Avant d’opter pour l’écriture et de signer des scénarios pour le cinéma et la télévision, Gustavo Malajovich fut architecte. Il en garde un regard particulier sur les paysages et l’environnement dont il fait profiter son personnage principal Fabián Danubio. Architecte lui aussi, l’homme mène à Buenos Aires une vie apparemment paisible quand Moira, sa fille de quatre ans, disparaît en compagnie de sa baby-sitter. Cette dernière sera retrouvée morte, assassinée. L’enfant reste introuvable. La police baisse les bras.
Après le suicide de sa femme et le meurtre de César Doberti, un privé pittoresque devenu presque un ami, Fabián Danubio se transforme lui-même en enquêteur. Il nous emmène avec lui dans son errance à travers Buenos Aires, ses rues, ses atmosphères, ses métros. Neuf ans toutefois vont passer avant qu’il ne découvre la trace de sa fille. Morte ou vivante? On ne vous le dira pas, bien sûr.
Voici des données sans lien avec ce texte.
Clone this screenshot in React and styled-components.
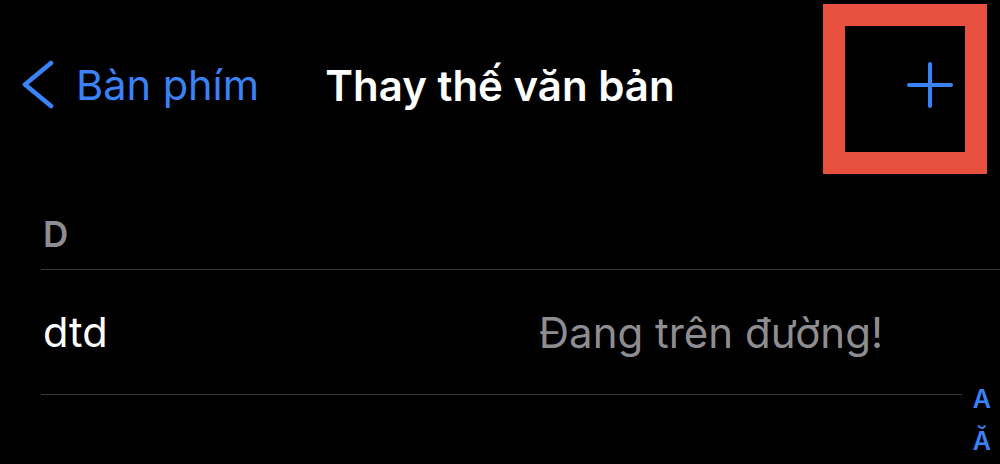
import React from "react";
import styled, { createGlobalStyle } from "styled-components";

const Global = createGlobalStyle`
  html, body { margin: 0; padding: 0; background: #000; }
  body { width: 1000px; height: 464px; overflow: hidden; font-family: Inter, "Noto Sans", "Liberation Sans", sans-serif; -webkit-font-smoothing: antialiased; }
`;

const Screen = styled.div`
  position: relative;
  width: 1000px;
  height: 464px;
  background: #000;
  color: #fff;
  overflow: hidden;
`;

const NavBar = styled.header`
  display: grid;
  grid-template-columns: 1fr auto 1fr;
  align-items: center;
  height: 170px;
`;

const BackButton = styled.button`
  justify-self: start;
  display: flex;
  align-items: center;
  gap: 22px;
  margin: 0 0 0 22px;
  padding: 0;
  border: 0;
  background: none;
  color: #3a82f6;
  font-family: inherit;
  font-size: 41.5px;
  font-weight: 400;
  cursor: pointer;
`;

const Title = styled.h1`
  margin: 0;
  font-size: 42px;
  font-weight: 600;
  color: #fff;
`;

const AddButton = styled.button`
  position: relative;
  justify-self: end;
  display: flex;
  margin: 0 47px 0 0;
  padding: 0;
  border: 0;
  background: none;
  cursor: pointer;
`;

const Highlight = styled.span`
  position: absolute;
  left: -84px;
  top: -58px;
  width: 164px;
  height: 170px;
  box-sizing: border-box;
  border: 22px solid #e7503f;
  pointer-events: none;
`;

const SectionHeader = styled.div`
  margin-left: 41px;
  padding: 0 0 14px 2px;
  height: 100px;
  box-sizing: border-box;
  display: flex;
  align-items: flex-end;
  border-bottom: 1.5px solid #38383a;
  color: #8d8d92;
  font-size: 35px;
  font-weight: 600;
`;

const Row = styled.div`
  display: flex;
  align-items: center;
  justify-content: space-between;
  height: 124px;
  margin: 0 38px 0 41px;
  padding: 0 79px 0 2px;
  border-bottom: 1.5px solid #38383a;
`;

const Phrase = styled.span`
  font-size: 41.5px;
  color: #fff;
`;

const Replacement = styled.span`
  font-size: 42px;
  color: #8d8d92;
`;

const IndexBar = styled.nav`
  position: absolute;
  right: 9px;
  top: 378px;
  display: flex;
  flex-direction: column;
  align-items: center;
  color: #3a82f6;
  font-size: 25px;
  font-weight: 600;
  line-height: 42px;
`;

const Chevron = () => (
  <svg width="32" height="50" viewBox="0 0 32 50" fill="none">
    <path d="M29 3 L3 24.5 L29 46" stroke="#3a82f6" strokeWidth="4.6" strokeLinecap="round" strokeLinejoin="round" />
  </svg>
);

const Plus = () => (
  <svg width="46" height="46" viewBox="0 0 46 46" fill="none">
    <path d="M23 2 V44 M2 23 H44" stroke="#3a82f6" strokeWidth="4" strokeLinecap="round" />
  </svg>
);

export default function App() {
  return (
    <Screen>
      <Global />
      <NavBar>
        <BackButton>
          <Chevron />
          <span>Bàn phím</span>
        </BackButton>
        <Title>Thay thế văn bản</Title>
        <AddButton aria-label="Thêm">
          <Plus />
          <Highlight />
        </AddButton>
      </NavBar>
      <SectionHeader>D</SectionHeader>
      <Row>
        <Phrase>dtd</Phrase>
        <Replacement>Đang trên đường!</Replacement>
      </Row>
      <IndexBar>
        <span>A</span>
        <span>Ă</span>
      </IndexBar>
    </Screen>
  );
}
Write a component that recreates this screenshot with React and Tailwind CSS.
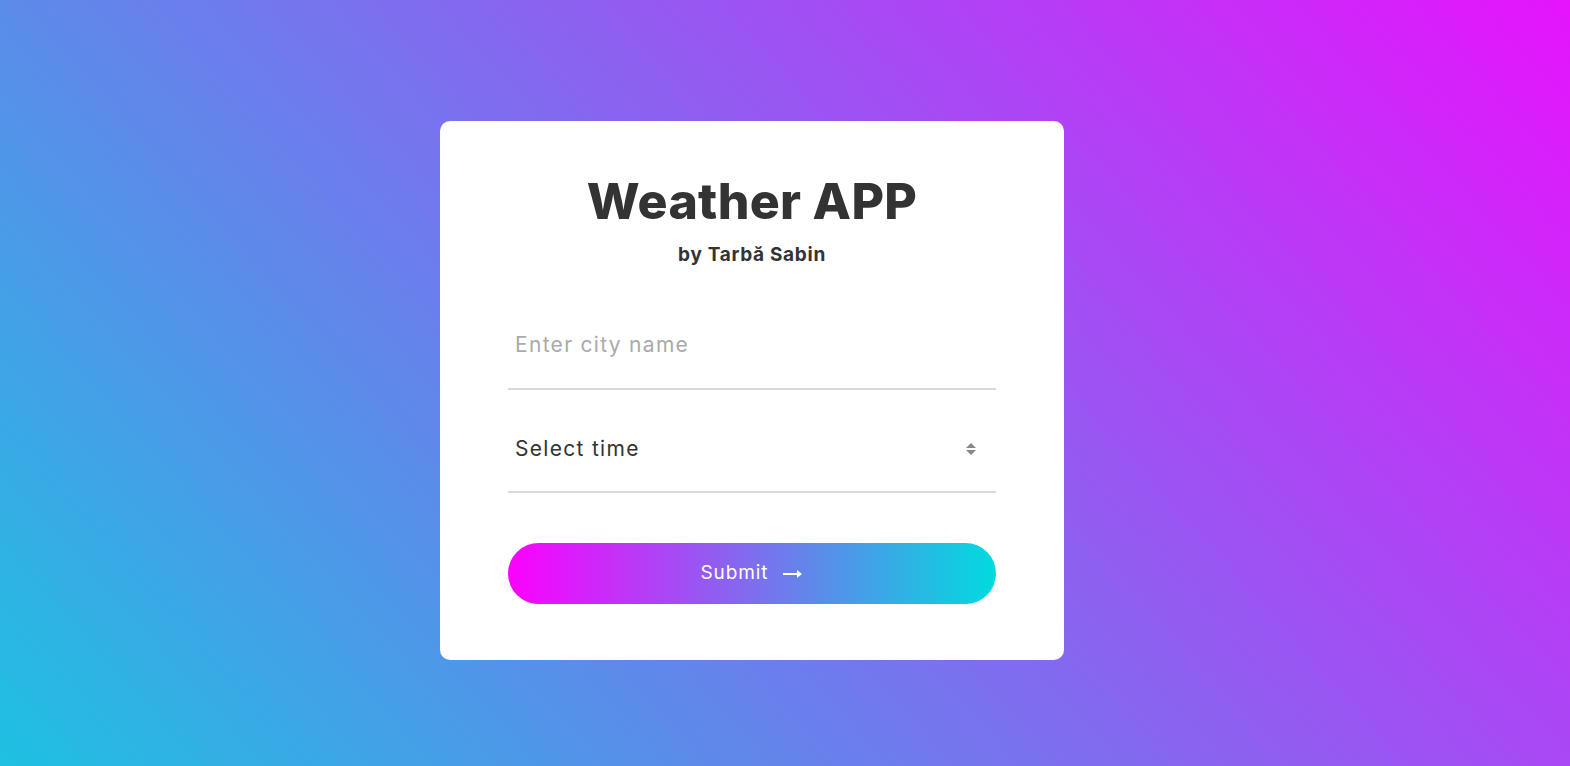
import { useState } from "react";

const App = () => {
  const [city, setCity] = useState("");
  const [time, setTime] = useState("");

  return (
    <div className="min-h-screen w-full flex items-center justify-center pt-[15px] pr-[66px] bg-[linear-gradient(48deg,#00dbde_-15%,#fc00ff_111%)] font-['Inter',sans-serif]">
      <div className="w-[624px] bg-white rounded-[10px] px-[68px] pt-[52px] pb-[56px]">
        {/* Heading */}
        <h1 className="text-center text-[50px] leading-[56px] font-extrabold tracking-[0.3px] text-[#333]">
          Weather APP
        </h1>
        <p className="mt-[14px] text-center text-[19px] leading-[24px] font-bold tracking-[0.7px] text-[#333]">
          by Tarbă Sabin
        </p>

        {/* City */}
        <input
          type="text"
          placeholder="Enter city name"
          value={city}
          onChange={(e) => setCity(e.target.value)}
          className="mt-[53px] block w-full h-[70px] pt-[10px] pb-[30px] px-[7px] text-[21px] tracking-[1.3px] text-[#333] placeholder:text-[#aaa] border-b-2 border-[#d9d9d9] outline-none"
        />

        {/* Time */}
        <div className="relative mt-[33px]">
          <select
            value={time}
            onChange={(e) => setTime(e.target.value)}
            className="appearance-none block w-full h-[70px] pt-[10px] pb-[30px] px-[7px] text-[21px] tracking-[1.3px] text-[#333] bg-white border-b-2 border-[#d9d9d9] outline-none"
          >
            <option value="">Select time</option>
            <option value="now">Now</option>
            <option value="tomorrow">Tomorrow</option>
          </select>
          <svg className="absolute right-[19px] top-[19px] pointer-events-none" width="12" height="14" viewBox="0 0 12 14">
            <path d="M6 1 L11 6 L1 6 Z" fill="#888" />
            <path d="M6 13 L11 8 L1 8 Z" fill="#888" />
          </svg>
        </div>

        {/* Submit */}
        <button
          type="button"
          className="mt-[50px] w-full h-[61px] rounded-full bg-[linear-gradient(to_right,#fc00ff,#00dbde)] text-white text-[19px] tracking-[0.9px] flex items-center justify-center gap-[15px]"
        >
          Submit
          <svg width="20" height="10" viewBox="0 0 20 10">
            <path d="M0 4 H14 V1 L19 5 L14 9 V6 H0 Z" fill="#fff" />
          </svg>
        </button>
      </div>
    </div>
  );
};

export default App;
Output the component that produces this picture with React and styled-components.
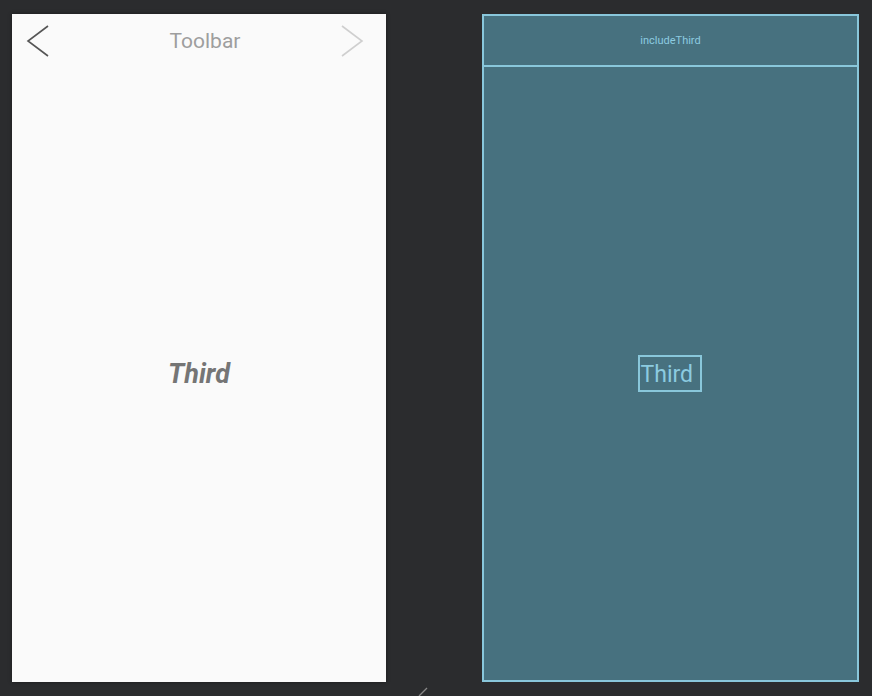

Mais, pour vous faire patienter, voici le paysage qu’il découvre alors qu’il approche du but: « Le fleuve pénétrait dans les terres sur environ trois cents mètres. Tout au long de ce bras d’eau, comme un morceau de Venise sylvestre, s’élevaient les maisons de Pórtico. L’unique rue de Pórtico était recouverte d’eau. »
« Le jardin de bronze ». De Gustavo Malajovich. Traduit de l’espagnol par Claude Fell. Actes Sud, 526 p.